Effectively you have a secret that you are using to authenticate yourself. With pass keys managed by a vendor, you are trusting that vendor to manage your secret. If they are able to give your secret to someone else, then they can no longer confirm who all knows your secret.

I'm sure you can come up with a protocol where you can fan out access to the secret in a way that requires fanning back messages to you. But I don't see any clear way to do so that doesn't increase the communication burden on everyone.

I'm also sure smarter people than me can surprise me with something, here. But secrets that can be shared historically tend to not be secrets for long.

2 comments

> I'm sure you can come up with a protocol where you can fan out access to the secret in a way that requires fanning back messages to you. But I don't see any clear way to do so that doesn't increase the communication burden on everyone.

the spec actually supports this, it's called caBLE

Right, that flow seems somewhat straight forward and is roughly what I had in mind with my sentence. It doesn't really break you out of vendor involvement, though? You both still have to be fully in on the whole flow. Right?

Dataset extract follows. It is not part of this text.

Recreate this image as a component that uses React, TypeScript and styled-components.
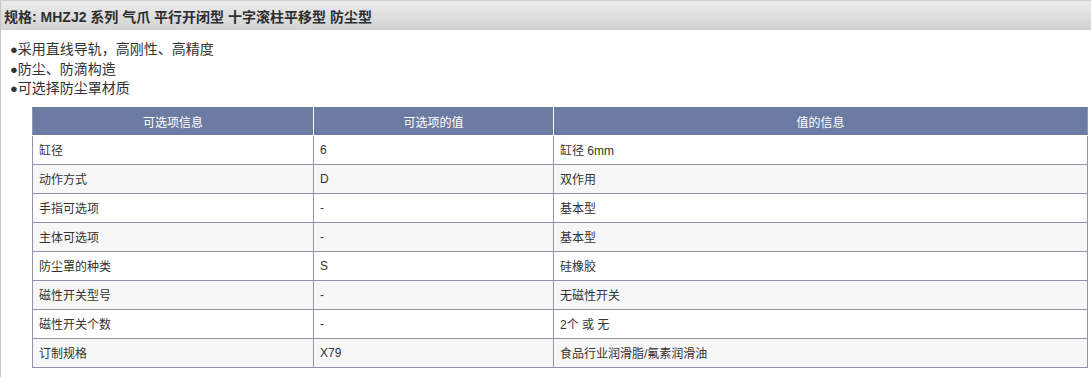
import styled, { createGlobalStyle } from 'styled-components'

const GlobalStyle = createGlobalStyle`
  html, body {
    margin: 0;
    padding: 0;
    background: #fff;
    font-family: "Liberation Sans", "Noto Sans CJK SC", sans-serif;
    color: #333;
  }
`

const Panel = styled.div`
  width: 1091px;
  height: 377px;
  box-sizing: border-box;
  border-left: 1px solid #c6c6c6;
  border-top: 1px solid #cfcfcf;
  overflow: hidden;
`

const Heading = styled.div`
  height: 29px;
  display: flex;
  align-items: center;
  padding-left: 3px;
  background: linear-gradient(to bottom, #ececec 0%, #d2d2d2 100%);
  font-size: 14px;
  font-weight: bold;
  color: #2e2e2e;
`

const Features = styled.ul`
  list-style: none;
  margin: 0;
  padding: 10px 0 0 9px;
  font-size: 14px;
  line-height: 18.5px;
  color: #333;
`

const Feature = styled.li`
  &::before {
    content: '●';
    font-size: 13px;
  }
`

const Table = styled.table`
  margin: 8px 0 0 31px;
  width: 1055px;
  border-collapse: collapse;
  table-layout: fixed;
  font-size: 12px;
  color: #333;
`

const HeadCell = styled.th`
  height: 27px;
  padding: 0;
  background: #6b7ba2;
  color: #fff;
  font-weight: normal;
  text-align: center;
  border: 1px solid #fff;
  border-top-color: #6b7ba2;
  &:first-child { border-left-color: #8f94a6; }
  &:last-child { border-right-color: #8f94a6; }
`

const Row = styled.tr<{ alt: boolean }>`
  background: ${p => (p.alt ? '#f7f7f7' : '#fff')};
`

const Cell = styled.td`
  height: 28px;
  padding: 0 0 0 6px;
  border: 1px solid #8f94a6;
`

const columns = [
  { title: '可选项信息', width: 281 },
  { title: '可选项的值', width: 240 },
  { title: '值的信息', width: 534 },
]

const rows = [
  ['缸径', '6', '缸径 6mm'],
  ['动作方式', 'D', '双作用'],
  ['手指可选项', '-', '基本型'],
  ['主体可选项', '-', '基本型'],
  ['防尘罩的种类', 'S', '硅橡胶'],
  ['磁性开关型号', '-', '无磁性开关'],
  ['磁性开关个数', '-', '2个 或 无'],
  ['订制规格', 'X79', '食品行业润滑脂/氟素润滑油'],
]

const features = ['采用直线导轨，高刚性、高精度', '防尘、防滴构造', '可选择防尘罩材质']

export default function App() {
  return (
    <>
      <GlobalStyle />
      <Panel>
        <Heading>规格: MHZJ2 系列 气爪 平行开闭型 十字滚柱平移型 防尘型</Heading>
        <Features>
          {features.map(f => (
            <Feature key={f}>{f}</Feature>
          ))}
        </Features>
        <Table>
          <colgroup>
            {columns.map(c => (
              <col key={c.title} style={{ width: c.width }} />
            ))}
          </colgroup>
          <thead>
            <tr>
              {columns.map(c => (
                <HeadCell key={c.title}>{c.title}</HeadCell>
              ))}
            </tr>
          </thead>
          <tbody>
            {rows.map((r, i) => (
              <Row key={r[0]} alt={i % 2 === 1}>
                {r.map((v, j) => (
                  <Cell key={j}>{v}</Cell>
                ))}
              </Row>
            ))}
          </tbody>
        </Table>
      </Panel>
    </>
  )
}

Asked differently, how does this get a vendor out of the picture?

caBLE is not a specification for transferring secrets, but for mediating (temporary) access to them.

But the FIDO alliance is apparently working on that: https://fidoalliance.org/fido-alliance-publishes-new-specifi...

I actually thought it was more for mediating confirmation of access to them. You don't share the secret with the new party, but you and the vendor both do a flow with them to confirm that someone claiming to be an identity can support that claim.
Do not use a vendor for managing passkeys. Use a self hosted password manager like vaultwarden. Or spin up an OIDC provider with pocket-id. Using a vendor is just pointless and should be avoided at all costs
I do that. Largely. I prefer hardware tokens.

I also have to confess this is clearly less convenient than having Apple or Google manage them for me.